レンタルのメリットも大きい。ウェットはどうしても素材が劣化=硬化する。それでも(本気なら)1着は所有して、海錬とか繰り返すと良い。毎年、何レースもするなら数年ごとに買い替え続ければいい。でも年1−2回(ロング派に多いと思う)なら、大会だけでも信頼できる最新品を借りた方が、競技パフォーマンスも上がるだろう。古いのは練習ならもう少し長く使えるだろうし。これが流行りのシェア・エコノミー、コスパ高い。

ゴーグル:VIEW

VIEWのOWS用ゴーグル ミラータイプ「 DELFINA」。これも良き。ノーズは大きい方に替えた。僕買ったのはゴールドのミラーで、室内プール水中がとても明るい。フィット感も前のアクアスフィアOWS用より少し良い。
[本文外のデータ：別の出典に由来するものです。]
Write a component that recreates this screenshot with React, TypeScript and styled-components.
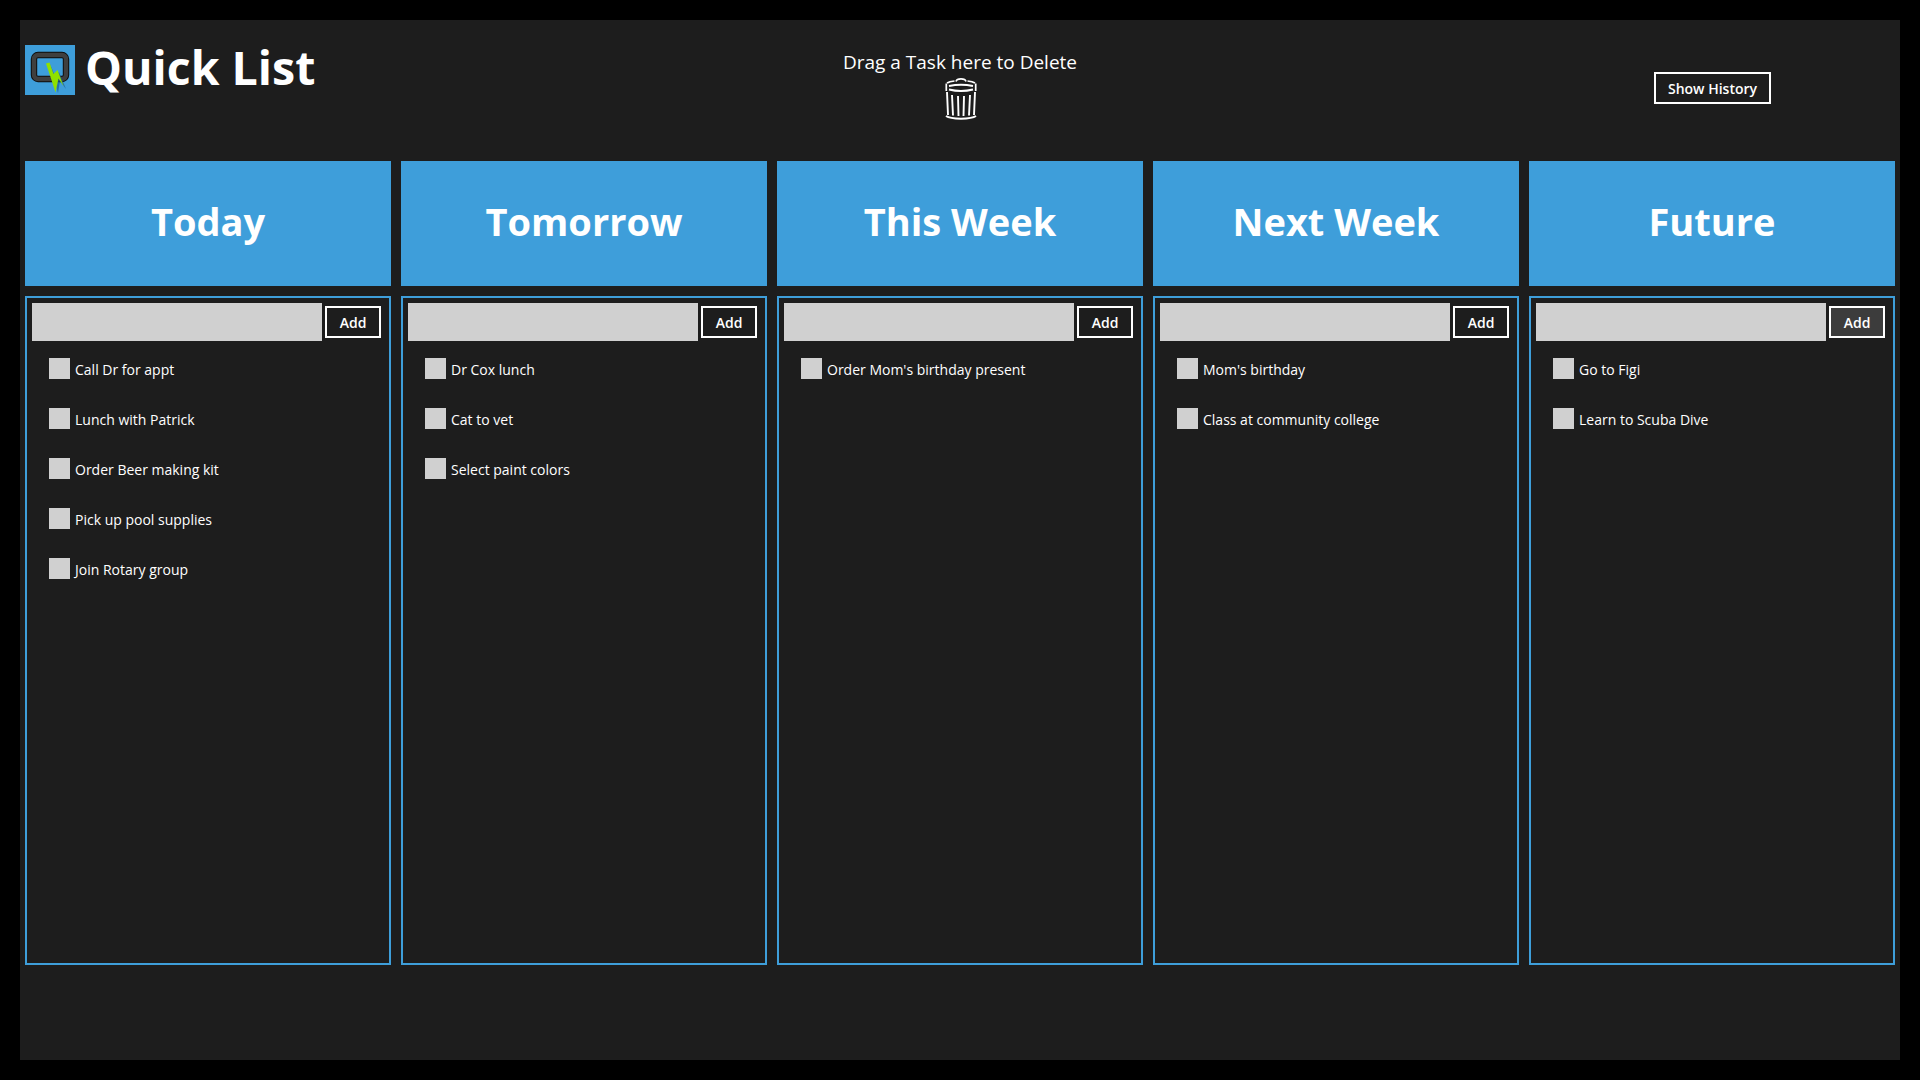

実戦では場合によりやや眩しく、最も暗い水色のBLAMD (VLT18%)が良いかも。今ならかなり安いけど、単なる型落ちで、性能差はほぼないだろう。(VLT=可視光線透過率)

あわせてこうなった ↓

画像3

シューズ:On

OnクラウドXの白。Onの25.0cmなら何でも合うことは試走会でわかっていたので、100%デザインで選んだ! レース使用が終わった時の普段履きに、こういう白ベース、ただし白一色ではないスニーカーがほしかったという理由。

今回のような腹筋不足でゆるゆると走るのでも、対応してくれる幅の広さがある。想定したフォームを保てなくなった時に、新たな動作に応えてくれるのは、良いレース器材だ。そんなところがトライアスリートに人気である大きな要因かなと思う。

・・・

結論、「今の自分」なりに力を出し尽くす快感がある。3種類の環境、道具、動作、それぞれに全力を使い尽くすことができるのがトライアスロン。

そして日本海は夕陽も綺麗。この夕焼けを両親に見せたくて、瀬波温泉の宿を取った。